4. State fiscal and administrative ripple effects
Legislative provisions and administrative guidance change who pays to run SNAP: recent reconciliation language and USDA guidance reduce the federal share of state administrative costs (to 25% from 50% beginning in FY2027 by some readings), meaning states face greater budget pressure to maintain service quality, onboarding and case processing — pressures that can slow or disrupt benefit delivery and raise administrative burdens for applicants [5] [4].
5. Macro effects and economic spillovers
Analysts warn that losing SNAP support for millions would modestly dent consumer spending but could be concentrated in lower‑income communities where spending multipliers are larger; one Reuters piece and local fiscal analyses note potential losses on aggregate consumer spending while city budget offices point to large local economic multipliers from SNAP dollars [15] [13]. Food banks and charitable networks cannot scale to replace SNAP at national scale: one city fiscal office noted SNAP provided many more meals than food pantries historically could [13].
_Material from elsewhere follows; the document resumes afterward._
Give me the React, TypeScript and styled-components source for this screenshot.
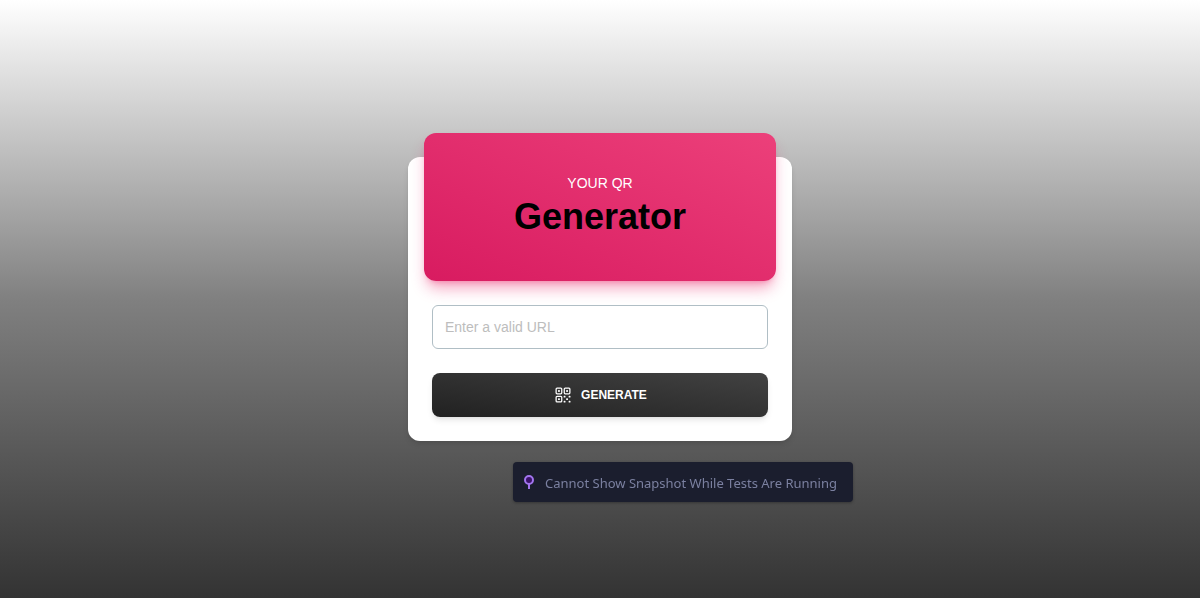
import React, { useState } from "react";
import styled, { createGlobalStyle } from "styled-components";
import { HiOutlineQrCode } from "react-icons/hi2";

const GlobalStyle = createGlobalStyle`
  *, *::before, *::after { box-sizing: border-box; }
  body {
    margin: 0;
    font-family: "Liberation Sans", Arial, sans-serif;
  }
`;

const Page = styled.main`
  min-height: 100vh;
  display: flex;
  align-items: center;
  justify-content: center;
  background: linear-gradient(to bottom, #ffffff, #808080, #333333);
`;

const Card = styled.section`
  width: 100%;
  max-width: 384px;
  display: flex;
  flex-direction: column;
  border-radius: 12px;
  background: #ffffff;
  box-shadow: 0 4px 6px -1px rgba(0, 0, 0, 0.1), 0 2px 4px -2px rgba(0, 0, 0, 0.1);
`;

const CardHeader = styled.header`
  display: flex;
  flex-direction: column;
  align-items: center;
  margin: -24px 16px 0;
  padding: 40px 16px;
  border-radius: 12px;
  background: linear-gradient(to top right, #d81b60, #ec407a);
  box-shadow: 0 10px 15px -3px rgba(233, 30, 99, 0.4), 0 4px 6px -4px rgba(233, 30, 99, 0.4);
`;

const Eyebrow = styled.p`
  margin: 0;
  font-size: 14px;
  line-height: 20px;
  text-transform: uppercase;
  color: #ffffff;
`;

const Title = styled.h1`
  margin: 0;
  font-size: 36px;
  line-height: 48px;
  font-weight: 700;
  color: #000000;
`;

const Form = styled.form`
  display: flex;
  flex-direction: column;
  gap: 24px;
  padding: 24px;
`;

const UrlInput = styled.input`
  width: 100%;
  height: 44px;
  padding: 12px;
  border: 1px solid #b0bec5;
  border-radius: 6px;
  outline: none;
  background: transparent;
  font: 400 14px/20px "Liberation Sans", Arial, sans-serif;
  color: #455a64;

  &::placeholder {
    color: #bdbdbd;
    opacity: 1;
  }
`;

const GenerateButton = styled.button`
  width: 100%;
  height: 44px;
  display: flex;
  align-items: center;
  justify-content: center;
  gap: 8px;
  padding: 12px 24px;
  border: 0;
  border-radius: 8px;
  background: linear-gradient(to top right, #212121, #424242);
  box-shadow: 0 4px 6px -1px rgba(33, 33, 33, 0.1), 0 2px 4px -2px rgba(33, 33, 33, 0.1);
  font: 700 12px/16px "Liberation Sans", Arial, sans-serif;
  text-transform: uppercase;
  color: #ffffff;
  cursor: pointer;
`;

const SnapshotNotice = styled.div`
  position: fixed;
  left: calc(50% - 87px);
  bottom: 96px;
  min-width: 340px;
  height: 40px;
  display: flex;
  align-items: center;
  gap: 8px;
  padding: 2px 12px 0 8px;
  border-radius: 4px;
  background: #1b1e2e;
  box-shadow: 0 1px 3px rgba(0, 0, 0, 0.3);
  font-family: "Noto Sans", "Open Sans", sans-serif;
  font-size: 13px;
  line-height: 20px;
  white-space: nowrap;
  color: #7b80a0;
`;

const PinIcon = () => (
  <svg width="16" height="16" viewBox="0 0 16 16" fill="none" aria-hidden="true">
    <path d="M8 9v5" stroke="#a275ee" strokeWidth="2" strokeLinecap="butt" />
    <circle cx="8" cy="5" r="4" fill="#3b1268" stroke="#a275ee" strokeWidth="2" />
  </svg>
);

export default function App() {
  const [url, setUrl] = useState("");

  return (
    <>
      <GlobalStyle />
      <Page>
        <Card>
          <CardHeader>
            <Eyebrow>Your QR</Eyebrow>
            <Title>Generator</Title>
          </CardHeader>
          <Form onSubmit={(event) => event.preventDefault()}>
            <UrlInput
              type="text"
              aria-label="URL"
              placeholder="Enter a valid URL"
              value={url}
              onChange={(event) => setUrl(event.target.value)}
            />
            <GenerateButton type="submit">
              <HiOutlineQrCode size={20} aria-hidden="true" />
              Generate
            </GenerateButton>
          </Form>
        </Card>
      </Page>
      <SnapshotNotice role="status">
        <PinIcon />
        Cannot Show Snapshot While Tests Are Running
      </SnapshotNotice>
    </>
  );
}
6. Competing interpretations and disputed choices
The federal administration’s use of contingency reserves and decisions about how much to spend drew dispute: the CBPP argued the administration planned to issue far less than available contingency funds — producing deeper cuts than necessary — while USDA and court rulings framed options differently and judges compelled partial use of emergency funds [2] [16] [7]. Political outlets and opinion pieces framed the policy as either fiscal necessity or an ideological reshaping of the safety net; those disagreements map to wider partisan debates over work requirements, immigrant eligibility and budget priorities [11] [5].
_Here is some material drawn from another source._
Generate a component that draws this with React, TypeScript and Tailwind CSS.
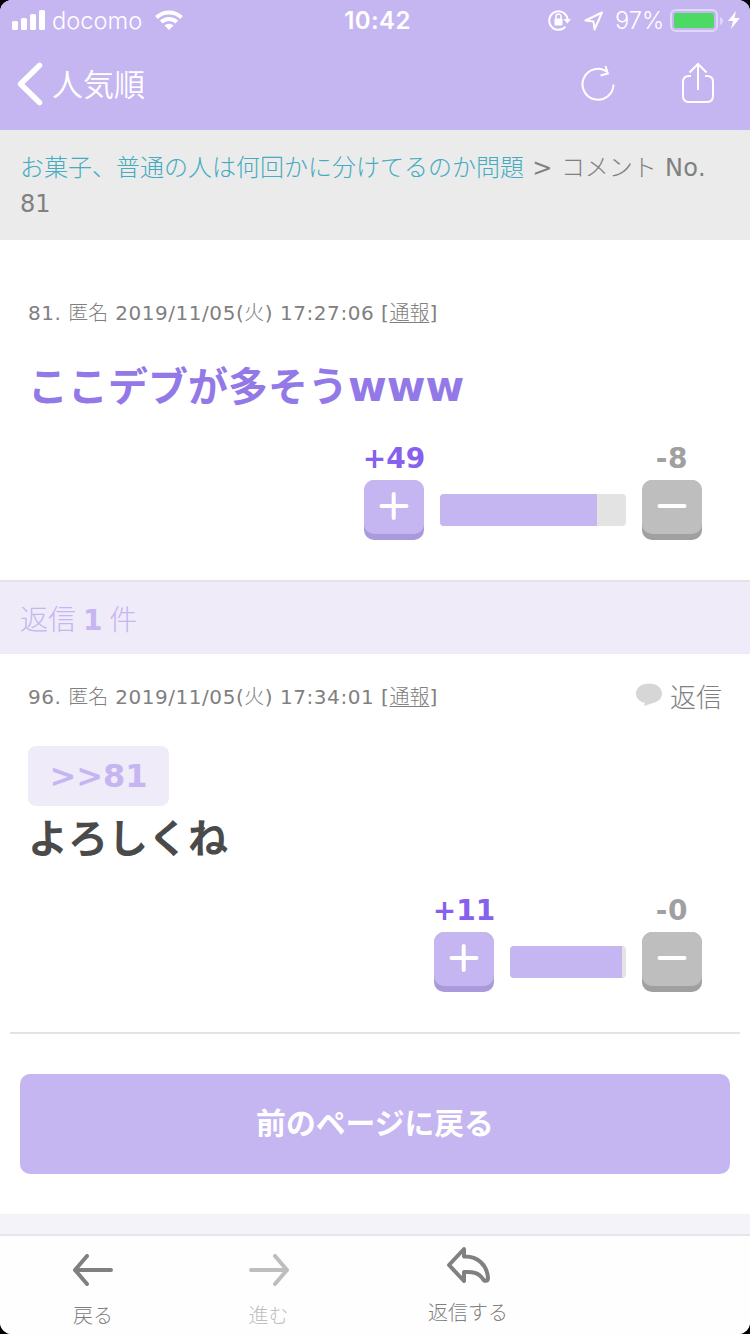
import React from 'react';

interface VoteProps {
    plus: string;
    minus: string;
    barClass: string;
    fill: number;
}

const Vote: React.FC<VoteProps> = ({ plus, minus, barClass, fill }) => {
    return (
        <div className="flex justify-end items-end gap-4 pr-5 font-bold text-[28px] leading-8">
            <div className="w-15 flex flex-col items-center">
                <span className="h-[37px] whitespace-nowrap text-[#8760ee]">{plus}</span>
                <button className="flex flex-col w-15 h-15 rounded-[10px] overflow-hidden bg-[#ab99de]">
                    <span className="flex items-center justify-center w-full h-[54px] rounded-[10px] bg-[#c5b6f1]">
                        <svg width="30" height="30" viewBox="0 0 30 30" stroke="#fff" strokeWidth="4" strokeLinecap="round"><path d="M2.5 14h25M14.7 2v24"/></svg>
                    </span>
                </button>
            </div>
            <div className={"h-8 mb-3.5 rounded overflow-hidden bg-[#e3e3e3] " + barClass}>
                <div className="h-full bg-[#c5b6f1]" style={{ width: fill + "%" }}></div>
            </div>
            <div className="w-15 flex flex-col items-center">
                <span className="h-[37px] whitespace-nowrap tracking-[0.8px] text-[#a0a0a0]">{minus}</span>
                <button className="flex flex-col w-15 h-15 rounded-[10px] overflow-hidden bg-[#a0a0a0]">
                    <span className="flex items-center justify-center w-full h-[54px] rounded-[10px] bg-[#bebebe]">
                        <svg width="30" height="30" viewBox="0 0 30 30" stroke="#fff" strokeWidth="4" strokeLinecap="round"><path d="M2.5 14h25"/></svg>
                    </span>
                </button>
            </div>
        </div>
    )
}

const Meta: React.FC<{ no: number, time: string }> = ({ no, time }) => {
    return (
        <p className="text-xl leading-7 whitespace-nowrap tracking-[0.54px] text-[#808080]">
            {no}. <span className="tracking-normal font-light">匿名</span> 2019/11/05(<span className="font-light">火</span>) {time} [<a className="tracking-normal font-light underline underline-offset-2 decoration-1">通報</a>]
        </p>
    )
}

const StatusBar: React.FC = () => {
    return (
        <div className="flex items-center h-10 pl-3 pr-2.5 text-2xl font-[Inter,'Noto_Sans_CJK_JP',sans-serif]">
            <div className="flex flex-1 items-center">
                <svg width="33" height="20" viewBox="0 0 33 20" fill="#fff">
                    <rect x="0" y="11" width="6" height="9" rx="1.5"/>
                    <rect x="9" y="8" width="6" height="12" rx="1.5"/>
                    <rect x="18" y="4" width="6" height="16" rx="1.5"/>
                    <rect x="27" y="0" width="6" height="20" rx="1.5"/>
                </svg>
                <span className="ml-[7px] mt-0.5 w-[91px] whitespace-nowrap text-[23.7px] font-light">docomo</span>
                <svg className="ml-3" width="28" height="20" viewBox="0 0 28 20" fill="none" stroke="#fff" strokeWidth="4">
                    <path d="M1.5 7.5a18 18 0 0 1 25 0M6.2 12a11.4 11.4 0 0 1 15.6 0"/>
                    <path d="M9.5 15.6a6.6 6.6 0 0 1 9 0L14 20z" fill="#fff" stroke="none"/>
                </svg>
            </div>
            <span className="mt-0.5 ml-[3px] font-semibold tracking-[0.4px]">10:42</span>
            <div className="flex flex-1 items-center justify-end">
                <svg width="24" height="22" viewBox="0 0 24 22" fill="none" stroke="#fff" strokeWidth="2">
                    <path d="M17.4 17.6A9.2 9.2 0 1 1 19.6 10.5"/>
                    <path d="M15.5 10h7.5l-3.7 4.5z" fill="#fff" stroke="none"/>
                    <rect x="6.5" y="9.5" width="8" height="7" rx="1" fill="#fff" stroke="none"/>
                    <path d="M8 10V7.6a2.5 2.5 0 0 1 5 0V10" strokeWidth="1.5"/>
                </svg>
                <svg className="ml-3 mt-px" width="20" height="20" viewBox="0 0 20 20" fill="none" stroke="#fff" strokeWidth="2" strokeLinejoin="round">
                    <path d="M1.500 9.500 18 1.500 10.500 18.500 9.500 10.500z"/>
                </svg>
                <span className="ml-[11px] mt-0.5 w-[49px] whitespace-nowrap text-[23.7px] font-light">97%</span>
                <svg className="ml-1.5 mt-0.5" width="54" height="24" viewBox="0 0 54 24">
                    <rect x="1" y="1" width="46" height="21" rx="5" fill="none" stroke="#e0d8f8" strokeWidth="2"/>
                    <rect x="4" y="4" width="40" height="15" rx="2" fill="#4cd964"/>
                    <path d="M50 8c4 1.500 4 6.500 0 8z" fill="#e0d8f8"/>
                </svg>
                <svg className="ml-1" width="12" height="20" viewBox="0 0 12 20" fill="#fff"><path d="M8 1 0 11h5L3 19l9-11H6.500z"/></svg>
            </div>
        </div>
    )
}

function App() {
    return (
        <div className="w-[750px] h-[1334px] bg-black">
            <div className="flex flex-col h-full rounded-xl overflow-hidden bg-white font-['DejaVu_Sans','Noto_Sans_CJK_JP',sans-serif]">
                <header className="h-[130px] bg-[#c5b6f1] text-white">
                    <StatusBar />
                    <div className="flex items-center h-[86px] pl-[17px] pr-[35px]">
                        <svg className="mt-0.5" width="26" height="44" viewBox="0 0 26 44" fill="none" stroke="#fff" strokeWidth="5.5" strokeLinecap="round" strokeLinejoin="round"><path d="M22.5 3.5 3.5 22l19 18.500"/></svg>
                        <span className="ml-[9px] text-[31px] font-[350] font-['Noto_Sans_CJK_JP',sans-serif]">人気順</span>
                        <svg className="ml-auto" width="34" height="38" viewBox="0 0 34 38" fill="none" stroke="#fff" strokeWidth="2">
                            <path d="M32.500 20.500A15.500 15.500 0 1 1 26.500 8"/>
                            <path d="M24.500 2l2.300 7.500-7.300 2"/>
                        </svg>
                        <svg className="ml-[66px]" width="34" height="42" viewBox="0 0 34 42" fill="none" stroke="#fff" strokeWidth="2">
                            <path d="M10 14H8q-6 0-6 6v14q0 6 6 6h18q6 0 6-6V20q0-6-6-6h-2"/>
                            <path d="M17 28V2M8.500 10.500 17 2l8.500 8.500"/>
                        </svg>
                    </div>
                </header>

                <nav className="h-[110px] px-5 pt-5 bg-[#ebebeb] text-2xl leading-9 text-[#808080]">
                    <a className="font-light text-[#44abc0]">お菓子、普通の人は何回かに分けてるのか問題</a><span className="tracking-[0.5px]"> &gt; </span><span className="font-light">コメント</span><span className="tracking-[0.4px]"> No.</span><br/>81
                </nav>

                <article className="h-[340px] px-7 pt-[59px]">
                    <Meta no={81} time="17:27:06" />
                    <h1 className="mt-[30px] mb-[26px] text-[40px] leading-[60px] h-[60px] font-bold whitespace-nowrap text-[#9379e8]">ここデブが多そう<span className="text-[42px]">www</span></h1>
                    <Vote plus="+49" minus="-8" barClass="w-[186px]" fill={84.4} />
                </article>

                <h2 className="h-[74px] px-5 border-t-2 border-[#e4e4e7] bg-[#efebf9] text-[28px] leading-[78px] text-[#c5b6f1]">
                    <span className="font-light">返信</span> <b className="-mx-0.5 font-bold">1</b> <span className="font-light">件</span>
                </h2>

                <article className="h-[378px] px-7 pt-[29px]">
                    <div className="flex justify-between h-7">
                        <Meta no={96} time="17:34:01" />
                        <div className="flex items-center text-[26px] leading-7 font-light text-[#808080]">
                            <svg className="mr-2 -mt-1" width="26" height="24" viewBox="0 0 26 24" fill="#d6d6d6"><path d="M13 0.500c7.500 0 13 4 13 10 0 5-4 8.500-9 9.500L8 23l1-3C4 19 0 15.500 0 10.500c0-6 5.500-10 13-10z"/></svg>
                            <span className="mt-0.5">返信</span>
                        </div>
                    </div>
                    <a className="flex items-center justify-center w-[141px] h-15 mt-[35px] rounded-lg bg-[#efebf9] text-[32px] font-bold text-[#c5b6f1]">&gt;&gt;81</a>
                    <p className="mt-[3px] mb-[26px] h-[60px] text-[40px] leading-[60px] font-bold text-[#4a4a4a]">よろしくね</p>
                    <Vote plus="+11" minus="-0" barClass="w-[116px]" fill={96.6} />
                </article>

                <div className="mx-2.5 border-t-2 border-[#e3e3e3]"></div>
                <button className="mx-5 my-10 h-[100px] shrink-0 rounded-[10px] bg-[#c5b6f1] text-[29.800px] font-bold text-white">前のページに戻る</button>
                <div className="h-5 bg-[#f5f3fa]"></div>

                <footer className="flex h-[100px] border-t-2 border-[#e6e6e8] bg-[#fefefe] text-xl leading-7 font-light text-[#808080]">
                    <div className="flex flex-col items-center w-[186px] pt-[18px]">
                        <svg width="40" height="32" viewBox="0 0 40 32" fill="none" stroke="#808080" strokeWidth="4" strokeLinecap="round" strokeLinejoin="round"><path d="M38 16H2M14 2 2 16l12 14"/></svg>
                        <span className="mt-4">戻る</span>
                    </div>
                    <div className="flex flex-col items-center w-[165px] pt-[18px] text-[#bebebe]">
                        <svg width="40" height="32" viewBox="0 0 40 32" fill="none" stroke="#bebebe" strokeWidth="4" strokeLinecap="round" strokeLinejoin="round"><path d="M2 16h36M26 2l12 14-12 14"/></svg>
                        <span className="mt-4">進む</span>
                    </div>
                    <div className="flex flex-col items-center w-[234px] pt-[11px]">
                        <svg width="43" height="36" viewBox="0 0 43 36" fill="none" stroke="#808080" strokeWidth="4" strokeLinejoin="round"><path d="M17 2 2 18l15 16V25c10-.5 15 1 19 7 1 2 5 3 5-1C40 18 31 9 17 9.500z"/></svg>
                        <span className="mt-4">返信する</span>
                    </div>
                </footer>
            </div>
        </div>
    )
}

export default App;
7. Short‑ and medium‑term outlook for families
With the FY26 appropriations act restored funding for the immediate months, some uncertainty receded, but structural changes — tighter eligibility, new work rules and lower federal support for state administration — mean many families could face permanent reductions or more red tape going forward, not just a one‑month interruption [4] [5] [17]. Nonprofits and some states will likely continue to provide stopgap supports, but available reporting stresses that pantries and local programs lack capacity to fully replace SNAP at scale [13] [12].
8. What reporting does not (yet) say
Available sources do not mention precise nationwide counts of households who will be permanently disenrolled as a direct legal consequence of every new rule change beyond existing estimates (e.g., the Urban Institute and refugee service estimates are partial snapshots) — national tallies and longitudinal outcome studies are not in this dataset (not found in current reporting).
Final note: policymakers, states and advocates are in active disagreement over how much contingency funding to use, who should bear administrative costs, and whether recent changes are temporary or structural; those disputes determine whether low‑income families face temporary shocks or sustained reductions in nutrition assistance [2] [16] [5].